Is het op Sint Vincentius zonneschijn,
zo zal er in de schuren koren zijn.
   
Vincentius zonneschijn,
brengt veel koorn en wijn.
 

25 jan

PAULUS BEKERING

Met. St. Paulus Bek,
legt de ekster haar eerste stek,
en het is nog geen eind mei,
of ze legt haar eerste ei.
Zinkt S. Paulus klaar, (heldere zonsondergang)
brengt een goed jaar,
Heeft hij wind,
Zo regent het gezwint.
   
St. Paulus schoon en klaar,
brengt een gezegend korenjaar,
Komt er sneeuw of regen,
dan komt een mager jaar ons tegen.
St.
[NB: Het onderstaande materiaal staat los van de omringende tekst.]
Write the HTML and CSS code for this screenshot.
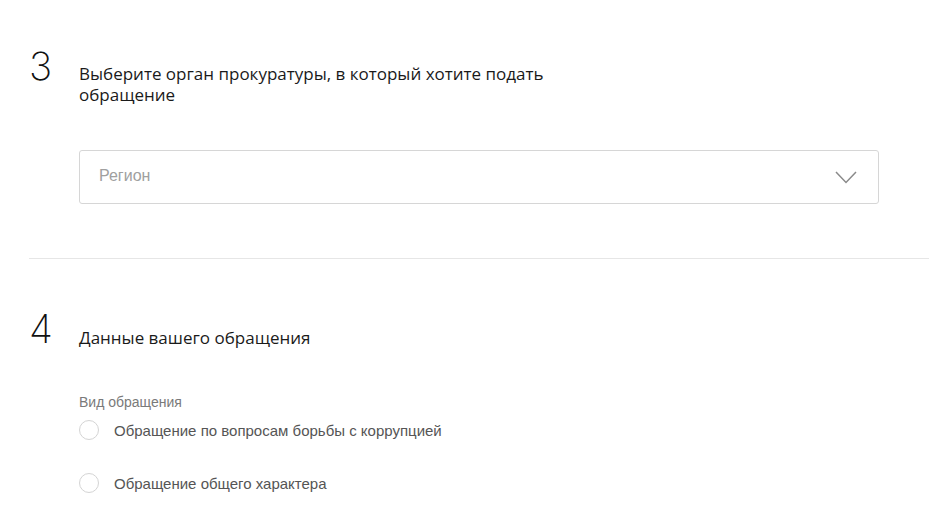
FILE: index.html
```html
<!DOCTYPE html>
<html lang="ru">
<head>
<meta charset="utf-8">
<link rel="stylesheet" href="styles.css">
</head>
<body>
<div class="page">
  <section class="step step-3">
    <div class="step-head">
      <div class="step-num">3</div>
      <h2 class="step-title">Выберите орган прокуратуры, в который хотите подать<br>обращение</h2>
    </div>
    <div class="step-body">
      <div class="select">
        <span class="select-placeholder">Регион</span>
        <svg class="chevron" width="22" height="13" viewBox="0 0 22 13"><path d="M1 1 L11 11.5 L21 1" fill="none" stroke="#8a8a8a" stroke-width="1.5"/></svg>
      </div>
    </div>
  </section>
  <hr class="divider">
  <section class="step step-4">
    <div class="step-head">
      <div class="step-num">4</div>
      <h2 class="step-title single">Данные вашего обращения</h2>
    </div>
    <div class="step-body">
      <div class="field-label">Вид обращения</div>
      <label class="radio"><span class="radio-circle"></span><span class="radio-text">Обращение по вопросам борьбы с коррупцией</span></label>
      <label class="radio"><span class="radio-circle"></span><span class="radio-text">Обращение общего характера</span></label>
    </div>
  </section>
</div>
</body>
</html>
```
FILE: styles.css
```css
html, body {
  margin: 0;
  padding: 0;
  background: #ffffff;
}
body {
  font-family: "Liberation Sans", Arial, sans-serif;
  color: #222;
}
.page {
  padding-left: 29px;
  width: 900px;
}
.step-head {
  display: flex;
  align-items: flex-start;
}
.step-num {
  width: 50px;
  flex: none;
  font-family: Inter, Lato, sans-serif;
  font-weight: 150;
  font-size: 39px;
  line-height: 39px;
  color: #111;
  box-sizing: border-box;
}
.step-title {
  margin: 0;
  font-family: "Open Sans", sans-serif;
  font-weight: 400;
  font-size: 17px;
  line-height: 21px;
  color: #1a1a1a;
}
.step-3 {
  padding-top: 46px;
  padding-bottom: 54px;
}
.step-3 .step-title {
  margin-top: 17px;
}
.step-body {
  padding-left: 50px;
}
.step-3 .step-body {
  padding-top: 45px;
}
.select {
  height: 52px;
  border: 1px solid #d6d6d6;
  border-radius: 3px;
  display: flex;
  align-items: center;
  justify-content: space-between;
  padding: 0 21px 0 19px;
  width: 758px;
}
.select-placeholder {
  font-size: 16px;
  color: #a0a0a0;
  margin-top: -3px;
}
.chevron {
  display: block;
  margin-top: 1px;
}
.divider {
  margin: 0;
  border: 0;
  height: 1px;
  background: #e6e6e6;
}
.step-4 {
  padding-top: 50px;
}
.step-4 .step-title {
  margin-top: 18px;
}
.step-4 .step-body {
  padding-top: 46px;
}
.field-label {
  font-size: 14px;
  line-height: 16px;
  color: #7a7a7a;
}
.radio {
  display: flex;
  align-items: center;
  height: 30px;
  margin-top: 5px;
}
.radio + .radio {
  margin-top: 23px;
}
.radio-circle {
  width: 18px;
  height: 18px;
  border: 1px solid #d4d4d4;
  border-radius: 50%;
  flex: none;
  margin-right: 15px;
}
.radio-text {
  font-size: 15px;
  color: #555;
}
```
Paulus bekering met zonneschijn,
is goed voor vruchten, koren en wijn.
   
Op Paulus Bekering stijgt de winter te paard,
of hij breekt zijn bek met reuzevaart.
St. Paulus schoon en helder,
Goed voor schuur en kelder.
   
De wind die op St. Paulus heerst,
zal gans het jaar waaien.
Is St. Paulus klaar,
wacht dan op een heel goed jaar.
   
St. Paulus bekering klaar,
doet hopen op een heel jaar.
 

29 jan

SULPITUS

Geeft St. Sulpitius schoon ijs,
dan is de lente goed en wijs.
Als de liefhebbers vandaag op de schaats staan, zal het weer in het voorjaar van slag zijn.
 

30 jan

ALDEGONDIS

Dooien op St. Aldegonde,
vult kelder met een vloed van zonden.